Through the 1980s and up to the mid-1990s, repairs and roadway upgrades periodically stymied traffic. The region’s population has continued to grow, and traffic jams have steadily grown worse. Now more than 130,000 vehicles per day cross the bridge.
While all that traffic, and the fact the bridge even reached its 100 birthday, is a point of contention for many in Southwest Washington, local journalist and author Sharon Wood Wortman still sees a lot to appreciate in the old structure.
Only 10 bridges stood in Portland before the Interstate Bridge was erected.

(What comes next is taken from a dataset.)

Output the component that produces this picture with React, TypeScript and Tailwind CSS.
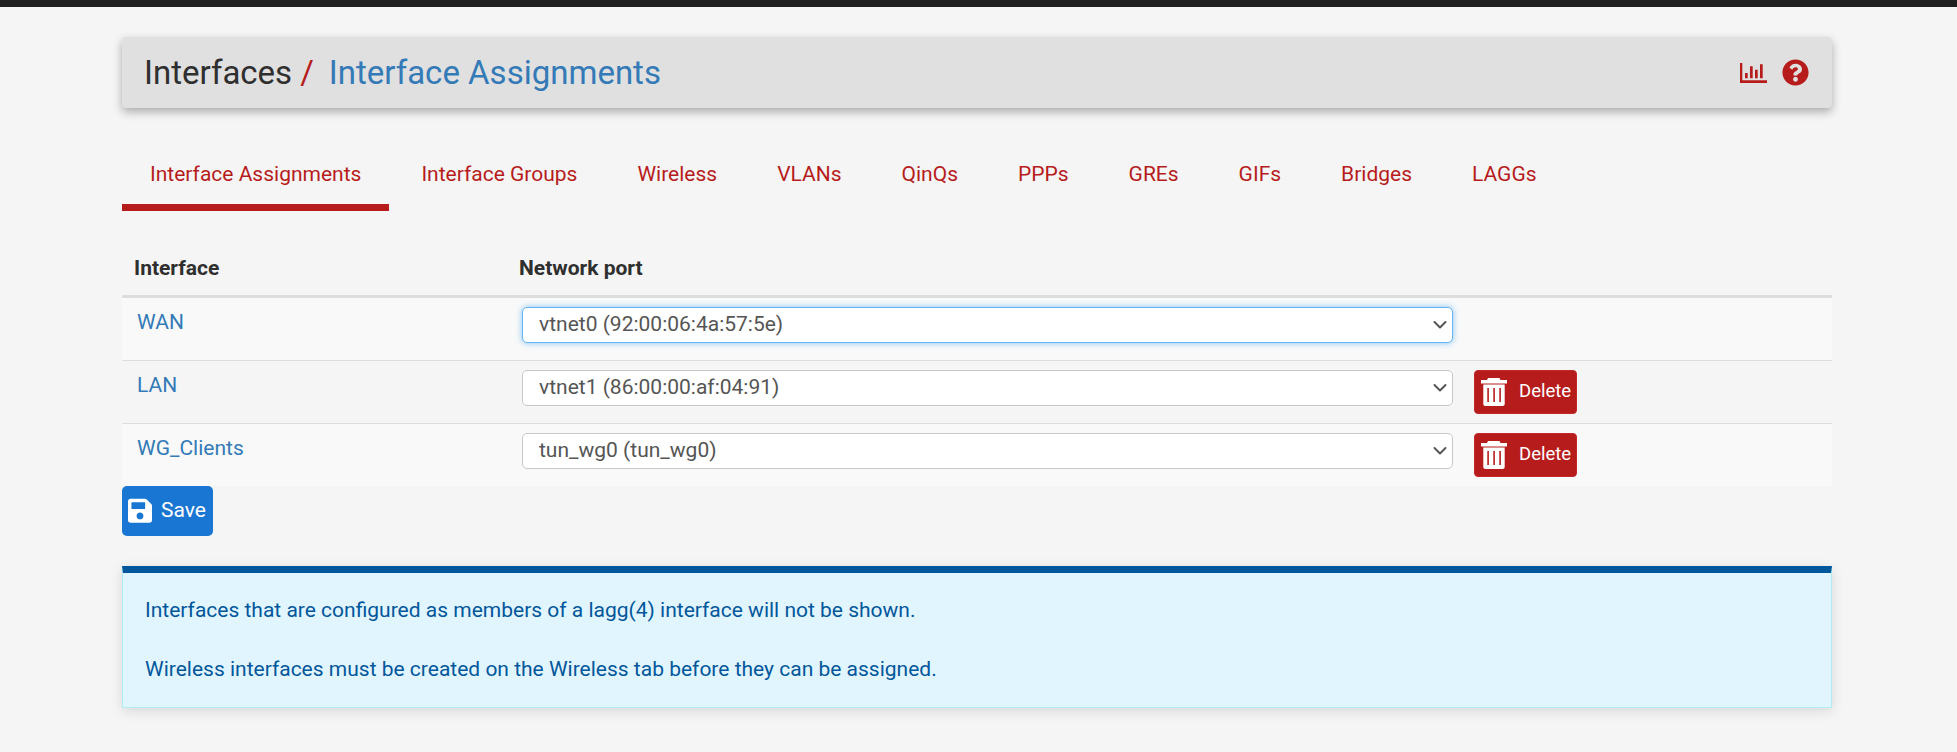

And although it’s taken for granted today, being able to drive between Portland and Vancouver was a huge boon in 1917. Its lift design was an American invention that allowed travel on the road and on the river.
Today, it’s the only place on Interstate 5 between Mexico and Canada that cars stop for marine traffic.
“That’s its claim to fame, on the whole I-5 corridor, you get to stop for sailboats,” Wortman said.
Wortman describes the Interstate Bridge as a showpiece of the Industrial Era during which it was built, even though it may not meet our modern needs.
“It’s a new world and it’s an old bridge,” she said.”It’s a classic of its time, but it’s underappreciated because it’s not doing its job like it’s supposed to. It’s like grandpa isn’t getting around the way he ought to.”